Repeat every record below exactly, omitting any pictures.

Web page code records
○ ○ ○ ○ ○
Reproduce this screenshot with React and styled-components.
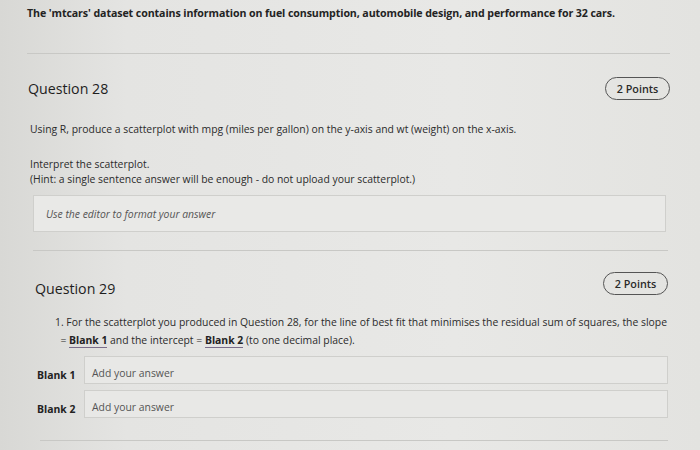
import React from "react";
import styled, { createGlobalStyle } from "styled-components";

const Global = createGlobalStyle`
  html, body { margin: 0; padding: 0; }
  body {
    width: 700px; height: 450px; overflow: hidden;
    background: linear-gradient(90deg, #d8d8d5 0%, #e4e4e2 18%, #e8e8e6 65%, #e3e3e0 100%);
    font-family: "Open Sans", "Noto Sans", sans-serif;
    color: #232323;
  }
`;

const Page = styled.div`
  padding: 6px 30px 0 27px;
  display: flex;
  flex-direction: column;
`;

const Intro = styled.div`
  font-weight: 700;
  font-size: 10.65px;
  letter-spacing: -0.1px;
  line-height: 14px;
  padding-bottom: 33px;
`;

const Rule = styled.div`
  height: 1px;
  background: #c8c8c5;
  margin-left: ${p => p.$l || 0}px;
  margin-right: ${p => p.$r || 0}px;
  margin-top: ${p => p.$t || 0}px;
`;

const Head = styled.div`
  display: flex;
  justify-content: space-between;
  align-items: ${p => p.$align || "center"};
  padding: ${p => p.$pad};
`;

const QTitle = styled.div`
  font-size: 14.2px;
  font-weight: 400;
  color: #1e1e1e;
  margin-left: ${p => p.$l || 0}px;
  margin-top: ${p => p.$t || 0}px;
`;

const Badge = styled.div`
  border: 1px solid #555;
  border-radius: 12px;
  height: 23px;
  width: 65px;
  box-sizing: border-box;
  display: flex;
  align-items: center;
  justify-content: center;
  font-size: 10.8px;
  font-weight: 600;
  color: #2a2a2a;
`;

const Para = styled.div`
  font-size: 10.4px;
  line-height: ${p => p.$lh || 15}px;
  color: #2b2b2b;
  margin-left: ${p => p.$l || 0}px;
  margin-top: ${p => p.$t || 0}px;
`;

const EditorBox = styled.div`
  margin: 8px 4px 18px 6px;
  height: 37px;
  box-sizing: border-box;
  border: 1px solid #cfcfcc;
  background: #e9e9e7;
  display: flex;
  align-items: center;
  padding-left: 12px;
  font-style: italic;
  font-size: 10.4px;
  color: #555;
`;

const Blank = styled.strong`
  font-weight: 700;
  color: #222;
  border-bottom: 1.5px solid #7a6d8a;
`;

const BlankRow = styled.div`
  display: flex;
  align-items: center;
  margin: ${p => p.$m};
`;

const BlankLabel = styled.div`
  width: 47px;
  padding: 9px 0 0 10px;
  font-size: 10.4px;
  font-weight: 700;
  color: #222;
`;

const Input = styled.div`
  flex: 1;
  height: 28px;
  box-sizing: border-box;
  margin-right: 2px;
  border: 1px solid #cfcfcc;
  background: #e8e8e6;
  display: flex;
  align-items: center;
  padding: 5px 0 0 7px;
  font-size: 10.4px;
  color: #555;
`;

export default function App() {
  return (
    <>
      <Global />
      <Page>
        <Intro>
          The 'mtcars' dataset contains information on fuel consumption, automobile design, and performance for 32 cars.
        </Intro>
        <Rule />
        <Head $pad="23px 0 0 0">
          <QTitle $l={1}>Question 28</QTitle>
          <Badge>2 Points</Badge>
        </Head>
        <Para $l={3} $t={22}>
          Using R, produce a scatterplot with mpg (miles per gallon) on the y-axis and wt (weight) on the x-axis.
        </Para>
        <Para $l={3} $t={20}>
          Interpret the scatterplot.
          <br />
          (Hint: a single sentence answer will be enough - do not upload your scatterplot.)
        </Para>
        <EditorBox>Use the editor to format your answer</EditorBox>
        <Rule $l={6} $r={2} />
        <Head $pad="21px 2px 0 8px" $align="flex-start">
          <QTitle $t={7}>Question 29</QTitle>
          <Badge>2 Points</Badge>
        </Head>
        <Para $l={28} $t={15} $lh={18}>
          1. For the scatterplot you produced in Question 28, for the line of best fit that minimises the residual sum of squares, the slope
          <br />
          &nbsp;&nbsp;= <Blank>Blank 1</Blank> and the intercept = <Blank>Blank 2</Blank> (to one decimal place).
        </Para>
        <BlankRow $m="7px 0 0 0">
          <BlankLabel>Blank 1</BlankLabel>
          <Input>Add your answer</Input>
        </BlankRow>
        <BlankRow $m="6px 0 0 0">
          <BlankLabel>Blank 2</BlankLabel>
          <Input>Add your answer</Input>
        </BlankRow>
        <Rule $l={13} $r={2} $t={22} />
      </Page>
    </>
  );
}
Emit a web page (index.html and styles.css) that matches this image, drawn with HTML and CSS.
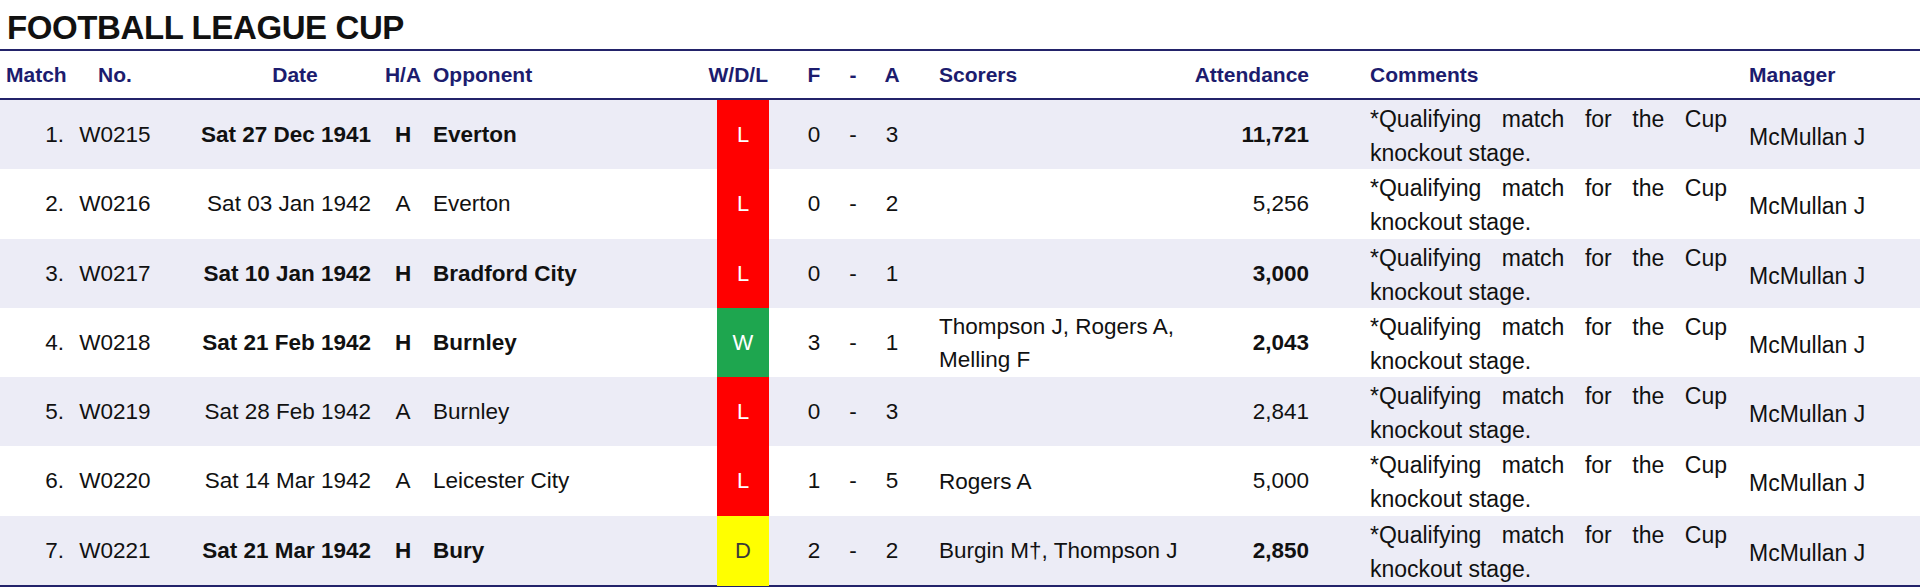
○ ○ ○ ○ ○
Final result:
Reproduce this screenshot with React and styled-components.
import React from "react";
import styled, { createGlobalStyle } from "styled-components";

const Global = createGlobalStyle`
  html, body { margin: 0; padding: 0; }
  body {
    width: 700px; height: 450px; overflow: hidden;
    background: linear-gradient(90deg, #d8d8d5 0%, #e4e4e2 18%, #e8e8e6 65%, #e3e3e0 100%);
    font-family: "Open Sans", "Noto Sans", sans-serif;
    color: #232323;
  }
`;

const Page = styled.div`
  padding: 6px 30px 0 27px;
  display: flex;
  flex-direction: column;
`;

const Intro = styled.div`
  font-weight: 700;
  font-size: 10.65px;
  letter-spacing: -0.1px;
  line-height: 14px;
  padding-bottom: 33px;
`;

const Rule = styled.div`
  height: 1px;
  background: #c8c8c5;
  margin-left: ${p => p.$l || 0}px;
  margin-right: ${p => p.$r || 0}px;
  margin-top: ${p => p.$t || 0}px;
`;

const Head = styled.div`
  display: flex;
  justify-content: space-between;
  align-items: ${p => p.$align || "center"};
  padding: ${p => p.$pad};
`;

const QTitle = styled.div`
  font-size: 14.2px;
  font-weight: 400;
  color: #1e1e1e;
  margin-left: ${p => p.$l || 0}px;
  margin-top: ${p => p.$t || 0}px;
`;

const Badge = styled.div`
  border: 1px solid #555;
  border-radius: 12px;
  height: 23px;
  width: 65px;
  box-sizing: border-box;
  display: flex;
  align-items: center;
  justify-content: center;
  font-size: 10.8px;
  font-weight: 600;
  color: #2a2a2a;
`;

const Para = styled.div`
  font-size: 10.4px;
  line-height: ${p => p.$lh || 15}px;
  color: #2b2b2b;
  margin-left: ${p => p.$l || 0}px;
  margin-top: ${p => p.$t || 0}px;
`;

const EditorBox = styled.div`
  margin: 8px 4px 18px 6px;
  height: 37px;
  box-sizing: border-box;
  border: 1px solid #cfcfcc;
  background: #e9e9e7;
  display: flex;
  align-items: center;
  padding-left: 12px;
  font-style: italic;
  font-size: 10.4px;
  color: #555;
`;

const Blank = styled.strong`
  font-weight: 700;
  color: #222;
  border-bottom: 1.5px solid #7a6d8a;
`;

const BlankRow = styled.div`
  display: flex;
  align-items: center;
  margin: ${p => p.$m};
`;

const BlankLabel = styled.div`
  width: 47px;
  padding: 9px 0 0 10px;
  font-size: 10.4px;
  font-weight: 700;
  color: #222;
`;

const Input = styled.div`
  flex: 1;
  height: 28px;
  box-sizing: border-box;
  margin-right: 2px;
  border: 1px solid #cfcfcc;
  background: #e8e8e6;
  display: flex;
  align-items: center;
  padding: 5px 0 0 7px;
  font-size: 10.4px;
  color: #555;
`;

export default function App() {
  return (
    <>
      <Global />
      <Page>
        <Intro>
          The 'mtcars' dataset contains information on fuel consumption, automobile design, and performance for 32 cars.
        </Intro>
        <Rule />
        <Head $pad="23px 0 0 0">
          <QTitle $l={1}>Question 28</QTitle>
          <Badge>2 Points</Badge>
        </Head>
        <Para $l={3} $t={22}>
          Using R, produce a scatterplot with mpg (miles per gallon) on the y-axis and wt (weight) on the x-axis.
        </Para>
        <Para $l={3} $t={20}>
          Interpret the scatterplot.
          <br />
          (Hint: a single sentence answer will be enough - do not upload your scatterplot.)
        </Para>
        <EditorBox>Use the editor to format your answer</EditorBox>
        <Rule $l={6} $r={2} />
        <Head $pad="21px 2px 0 8px" $align="flex-start">
          <QTitle $t={7}>Question 29</QTitle>
          <Badge>2 Points</Badge>
        </Head>
        <Para $l={28} $t={15} $lh={18}>
          1. For the scatterplot you produced in Question 28, for the line of best fit that minimises the residual sum of squares, the slope
          <br />
          &nbsp;&nbsp;= <Blank>Blank 1</Blank> and the intercept = <Blank>Blank 2</Blank> (to one decimal place).
        </Para>
        <BlankRow $m="7px 0 0 0">
          <BlankLabel>Blank 1</BlankLabel>
          <Input>Add your answer</Input>
        </BlankRow>
        <BlankRow $m="6px 0 0 0">
          <BlankLabel>Blank 2</BlankLabel>
          <Input>Add your answer</Input>
        </BlankRow>
        <Rule $l={13} $r={2} $t={22} />
      </Page>
    </>
  );
}
Emit a web page (index.html and styles.css) that matches this image, drawn with HTML and CSS.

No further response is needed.